By Dr. Gebremichael G. Zeratsion
The International Crisis Group (ICG) published a report on Oct 26, 2021, titled “Ethiopia’s Civil War: Cutting a Deal to Stop the Bloodshed” which outlines potential mechanisms for resolving the conflict in Ethiopia. I begin by expressing appreciation to any person or institution seeking to resolve the current crisis that has left tens of thousands dead and millions at risk of dying from a man-made famine in Tigray. Each and every Tigrayan has deeply suffered the trauma of the last 12 months amidst a genocide. As such, no one can be more appreciative of good faith efforts to resolve this conflict and achieve sustainable peace. It is with this spirit that I seek to evaluate the ICG report.
The report starts by evaluating the current progress and developments of the conflict and explains why an immediate ceasefire followed by a negotiated settlement is necessary before concluding with suggestions as to what should be done to realize that. The report rightly identifies the situation on the ground in the sense that, without immediate cessation of hostilities, human suffering is set to worsen.
Many of the recommendations set forward in the article are very balanced, realistic and can serve as a foundation for ending this conflict. But some of the recommendations are not realistic or logical. In this brief discussion, I will only address those recommendations that I find problematic and will discuss them in order of importance.
1. The Issue of Western Tigray
The ICG recommends that Western Tigray be demilitarized and be placed under international peacekeepers until a political settlement is found. This recommendation puts Western Tigray up for negotiation. There are multiple problems here. First, the way ICG is approaching the matter is not from a legal, factual, and realistic perspective but rather through the mere sense of brokering a midway deal to the spectrum of claims from both sides.
Legally speaking, Ethiopia still has a constitution, and that constitution recognizes Western Tigray to be within the borders of Tigray. Therefore, Western Tigray should be returned to Tigray without any preconditions after which the Amhara region can raise its claims constitutionally. Factually also, the notion that Western Tigray is historically Amhara land is unfounded. Western Tigray has been part of Tigray for more than a millennium (it is mentioned in the kingdom of Axum) till Menelik (an Amhara king) incorporated it to Gondar as a reward to his daughter who was governor of Gondar during his reign.

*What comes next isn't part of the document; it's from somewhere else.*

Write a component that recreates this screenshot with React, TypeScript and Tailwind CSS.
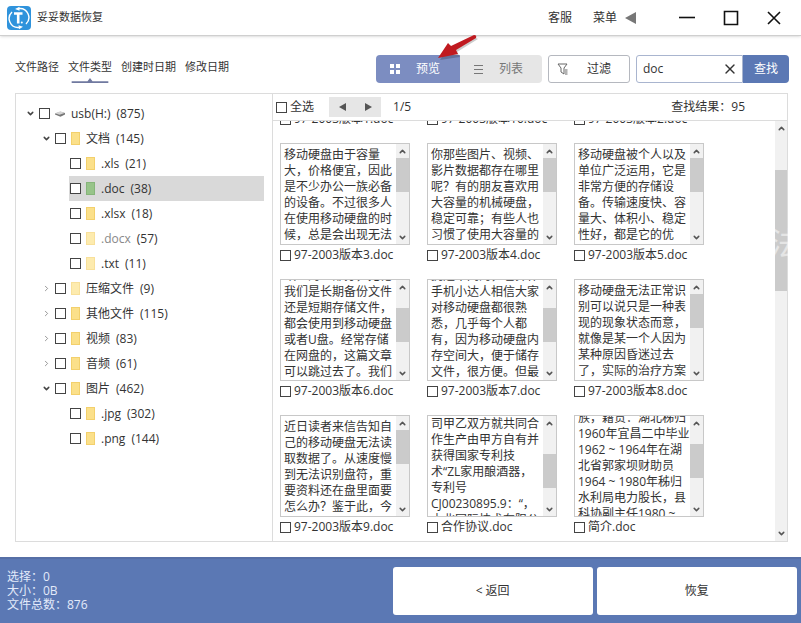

In the absence of any legal or factual support, we shouldn’t acknowledge a claim. If we do, then it will further complicate things, as parties to the conflict are likely to try to make endless claims to make the best out of the negotiation. For example, following the logic of the ICG approach, the parts of Amhara currently under TDF are equally liable to be up for negotiation should the government of Tigray seek to make such claims. Meaning, if western Tigray is up for negotiation just because the Amharas claimed it without any legal or factual evidence, it opens the door for Tigray to come up with its own claims to be considered for negotiation.
The second problem with this approach is the fact that such an idea or an action rewards violence and ethnic cleansing. By invading and occupying Western Tigray by force the Amhara government chose conflict and violence for a question that could have been addressed lawfully via the constitution. It then deployed an effective campaign of ethnic cleansing. This is not just a claim, it is a fact corroborated by the international community. It is, for example, to be remembered that Secretary Anthony Blinken testified to this truth in front of the US Congress. Putting Western Tigray up for negotiation is therefore rewarding the Amhara forces for their violence and ethnic cleansing.
For Tigrayans, Western Tigray is not only our land but also our graveyard. It is part of our land where the brunt of the ongoing genocide continues to be unleashed. It is estimated that more than a million Tigrayans have been displaced, thousands massacred and their bodies piled, burned and some thrown to the Tekeze River. Those that were forced to flee to Sudan and into other parts of Tigray did so without any of their property and were forced to bury their loved ones on their way out. Many women and girls were raped and told that they were being cleansed of their “devilish identity” and being Amharized. Many were rendered infertile in the most brutal ways with their womb burned with iron rods. It is a place where we were massacred for being Tigrayans but our bodies were stolen to be counted as Amhara. Western Tigray is not only a place that we Tigrayans live but it is also a place that will tell our stories and sufferings for generations to come. Losing Western Tigray will not only be losing a geographic area or a place but it will be losing our untold stories, our blood, part of ourselves. It will be unthinkable for us Tigrayans to give up western Tigray. The bottom line is Western Tigray is not for negotiation whatsoever. We will fight for the next hundred years if that is what it takes!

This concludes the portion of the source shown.